* [Data segment]
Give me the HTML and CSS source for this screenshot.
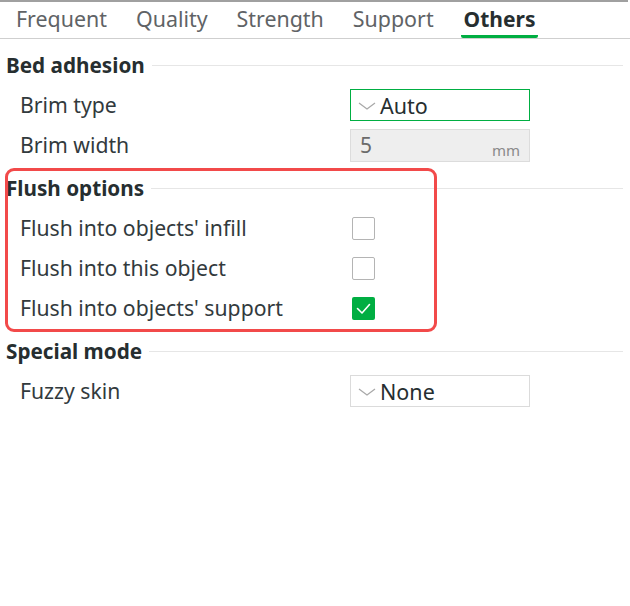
FILE: index.html
```html
<!DOCTYPE html>
<html>
<head>
<meta charset="utf-8">
<link rel="stylesheet" href="styles.css">
</head>
<body>
<div class="panel">
  <nav class="tabs">
    <span class="tab">Frequent</span>
    <span class="tab">Quality</span>
    <span class="tab">Strength</span>
    <span class="tab">Support</span>
    <span class="tab active">Others</span>
  </nav>

  <section class="section first">
    <div class="sec-head"><span class="sec-title">Bed adhesion</span><span class="sec-line"></span></div>
    <div class="row">
      <span class="label">Brim type</span>
      <div class="combo focused"><svg class="chev" viewBox="0 0 18 8" width="18" height="8"><path d="M1 1 L9 7 L17 1" fill="none" stroke="#a8a8a8" stroke-width="1.2"/></svg><span class="combo-text">Auto</span></div>
    </div>
    <div class="row">
      <span class="label">Brim width</span>
      <div class="field disabled"><span class="field-val">5</span><span class="unit">mm</span></div>
    </div>
  </section>

  <section class="section flush">
    <div class="highlight"></div>
    <div class="sec-head"><span class="sec-title">Flush options</span><span class="sec-line"></span></div>
    <div class="row">
      <span class="label">Flush into objects' infill</span>
      <span class="check"></span>
    </div>
    <div class="row">
      <span class="label">Flush into this object</span>
      <span class="check"></span>
    </div>
    <div class="row">
      <span class="label">Flush into objects' support</span>
      <span class="check on"><svg viewBox="0 0 23 23" width="23" height="23"><path d="M5.5 11.5 L10 16 L17.5 7.5" fill="none" stroke="#fff" stroke-width="1.6" stroke-linecap="round" stroke-linejoin="round"/></svg></span>
    </div>
  </section>

  <section class="section">
    <div class="sec-head"><span class="sec-title">Special mode</span><span class="sec-line"></span></div>
    <div class="row">
      <span class="label">Fuzzy skin</span>
      <div class="combo"><svg class="chev" viewBox="0 0 18 8" width="18" height="8"><path d="M1 1 L9 7 L17 1" fill="none" stroke="#a8a8a8" stroke-width="1.2"/></svg><span class="combo-text">None</span></div>
    </div>
  </section>
</div>
</body>
</html>
```

FILE: styles.css
```css
html, body {
  margin: 0;
  padding: 0;
  background: #ffffff;
}
body {
  font-family: "Noto Sans", "Open Sans", sans-serif;
  color: #262e30;
  width: 630px;
  height: 606px;
  overflow: hidden;
}
.panel {
  border-top: 2px solid #a0a0a0;
  width: 628px;
}
.tabs {
  display: flex;
  align-items: flex-end;
  gap: 29px;
  height: 36px;
  padding-left: 16px;
  border-bottom: 1px solid #cfcfcf;
  width: 614px;
  margin-right: -2px;
}
.tab {
  font-size: 21.4px;
  color: #5f6366;
  line-height: 30px;
  height: 34px;
  box-sizing: border-box;
  padding-bottom: 2px;
}
.tab.active {
  font-weight: 700;
  color: #262e30;
  border-bottom: 3px solid #00ae42;
  border-radius: 2px;
  padding: 0 3px 0;
  margin-left: -2px;
  font-size: 21px;
}
.section {
  position: relative;
  margin-top: 3px;
}
.section.first {
  margin-top: 6px;
}
.sec-head {
  display: flex;
  align-items: center;
  height: 40px;
  padding-left: 6px;
}
.sec-title {
  font-weight: 700;
  font-size: 20.7px;
  color: #262e30;
}
.sec-line {
  flex: 1;
  height: 1px;
  background: #e6e6e6;
  margin-left: 7px;
  margin-right: 5px;
}
.row {
  display: flex;
  align-items: center;
  height: 40px;
  padding-left: 20px;
}
.label {
  font-size: 21.2px;
  color: #323a3d;
  width: 330px;
  margin-top: -1px;
}
.combo {
  display: flex;
  align-items: center;
  box-sizing: border-box;
  width: 180px;
  height: 32px;
  border: 1px solid #dbdbdb;
  padding-left: 7px;
}
.combo.focused {
  border-color: #00ae42;
}
.chev {
  margin-right: 4px;
  margin-top: 2px;
}
.combo-text {
  font-size: 21.5px;
  color: #262e30;
}
.field {
  display: flex;
  align-items: center;
  box-sizing: border-box;
  width: 180px;
  height: 33px;
  border: 1px solid #dcdcdc;
  background: #eeeeee;
  padding: 0 9px 0 9px;
}
.field-val {
  flex: 1;
  font-size: 21px;
  color: #6b6b6b;
}
.unit {
  font-size: 15px;
  color: #8a8a8a;
  margin-top: 9px;
}
.check {
  box-sizing: border-box;
  width: 23px;
  height: 23px;
  margin-left: 2px;
  border: 1.5px solid #b4b4b4;
  border-radius: 2px;
  background: #fff;
}
.check.on {
  border: none;
  background: #00ae42;
}
.check.on svg {
  display: block;
}
.highlight {
  position: absolute;
  left: 5px;
  top: 0;
  width: 432px;
  height: 164px;
  box-sizing: border-box;
  border: 3.5px solid #f24a4a;
  border-radius: 9px;
  pointer-events: none;
}
```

* [Exercise goal] Repeat the data exactly in full, omitting its pictures.

* [In response]
Give me the HTML and CSS source for this screenshot.
FILE: index.html
```html
<!DOCTYPE html>
<html>
<head>
<meta charset="utf-8">
<link rel="stylesheet" href="styles.css">
</head>
<body>
<div class="panel">
  <nav class="tabs">
    <span class="tab">Frequent</span>
    <span class="tab">Quality</span>
    <span class="tab">Strength</span>
    <span class="tab">Support</span>
    <span class="tab active">Others</span>
  </nav>

  <section class="section first">
    <div class="sec-head"><span class="sec-title">Bed adhesion</span><span class="sec-line"></span></div>
    <div class="row">
      <span class="label">Brim type</span>
      <div class="combo focused"><svg class="chev" viewBox="0 0 18 8" width="18" height="8"><path d="M1 1 L9 7 L17 1" fill="none" stroke="#a8a8a8" stroke-width="1.2"/></svg><span class="combo-text">Auto</span></div>
    </div>
    <div class="row">
      <span class="label">Brim width</span>
      <div class="field disabled"><span class="field-val">5</span><span class="unit">mm</span></div>
    </div>
  </section>

  <section class="section flush">
    <div class="highlight"></div>
    <div class="sec-head"><span class="sec-title">Flush options</span><span class="sec-line"></span></div>
    <div class="row">
      <span class="label">Flush into objects' infill</span>
      <span class="check"></span>
    </div>
    <div class="row">
      <span class="label">Flush into this object</span>
      <span class="check"></span>
    </div>
    <div class="row">
      <span class="label">Flush into objects' support</span>
      <span class="check on"><svg viewBox="0 0 23 23" width="23" height="23"><path d="M5.5 11.5 L10 16 L17.5 7.5" fill="none" stroke="#fff" stroke-width="1.6" stroke-linecap="round" stroke-linejoin="round"/></svg></span>
    </div>
  </section>

  <section class="section">
    <div class="sec-head"><span class="sec-title">Special mode</span><span class="sec-line"></span></div>
    <div class="row">
      <span class="label">Fuzzy skin</span>
      <div class="combo"><svg class="chev" viewBox="0 0 18 8" width="18" height="8"><path d="M1 1 L9 7 L17 1" fill="none" stroke="#a8a8a8" stroke-width="1.2"/></svg><span class="combo-text">None</span></div>
    </div>
  </section>
</div>
</body>
</html>
```

FILE: styles.css
```css
html, body {
  margin: 0;
  padding: 0;
  background: #ffffff;
}
body {
  font-family: "Noto Sans", "Open Sans", sans-serif;
  color: #262e30;
  width: 630px;
  height: 606px;
  overflow: hidden;
}
.panel {
  border-top: 2px solid #a0a0a0;
  width: 628px;
}
.tabs {
  display: flex;
  align-items: flex-end;
  gap: 29px;
  height: 36px;
  padding-left: 16px;
  border-bottom: 1px solid #cfcfcf;
  width: 614px;
  margin-right: -2px;
}
.tab {
  font-size: 21.4px;
  color: #5f6366;
  line-height: 30px;
  height: 34px;
  box-sizing: border-box;
  padding-bottom: 2px;
}
.tab.active {
  font-weight: 700;
  color: #262e30;
  border-bottom: 3px solid #00ae42;
  border-radius: 2px;
  padding: 0 3px 0;
  margin-left: -2px;
  font-size: 21px;
}
.section {
  position: relative;
  margin-top: 3px;
}
.section.first {
  margin-top: 6px;
}
.sec-head {
  display: flex;
  align-items: center;
  height: 40px;
  padding-left: 6px;
}
.sec-title {
  font-weight: 700;
  font-size: 20.7px;
  color: #262e30;
}
.sec-line {
  flex: 1;
  height: 1px;
  background: #e6e6e6;
  margin-left: 7px;
  margin-right: 5px;
}
.row {
  display: flex;
  align-items: center;
  height: 40px;
  padding-left: 20px;
}
.label {
  font-size: 21.2px;
  color: #323a3d;
  width: 330px;
  margin-top: -1px;
}
.combo {
  display: flex;
  align-items: center;
  box-sizing: border-box;
  width: 180px;
  height: 32px;
  border: 1px solid #dbdbdb;
  padding-left: 7px;
}
.combo.focused {
  border-color: #00ae42;
}
.chev {
  margin-right: 4px;
  margin-top: 2px;
}
.combo-text {
  font-size: 21.5px;
  color: #262e30;
}
.field {
  display: flex;
  align-items: center;
  box-sizing: border-box;
  width: 180px;
  height: 33px;
  border: 1px solid #dcdcdc;
  background: #eeeeee;
  padding: 0 9px 0 9px;
}
.field-val {
  flex: 1;
  font-size: 21px;
  color: #6b6b6b;
}
.unit {
  font-size: 15px;
  color: #8a8a8a;
  margin-top: 9px;
}
.check {
  box-sizing: border-box;
  width: 23px;
  height: 23px;
  margin-left: 2px;
  border: 1.5px solid #b4b4b4;
  border-radius: 2px;
  background: #fff;
}
.check.on {
  border: none;
  background: #00ae42;
}
.check.on svg {
  display: block;
}
.highlight {
  position: absolute;
  left: 5px;
  top: 0;
  width: 432px;
  height: 164px;
  box-sizing: border-box;
  border: 3.5px solid #f24a4a;
  border-radius: 9px;
  pointer-events: none;
}
```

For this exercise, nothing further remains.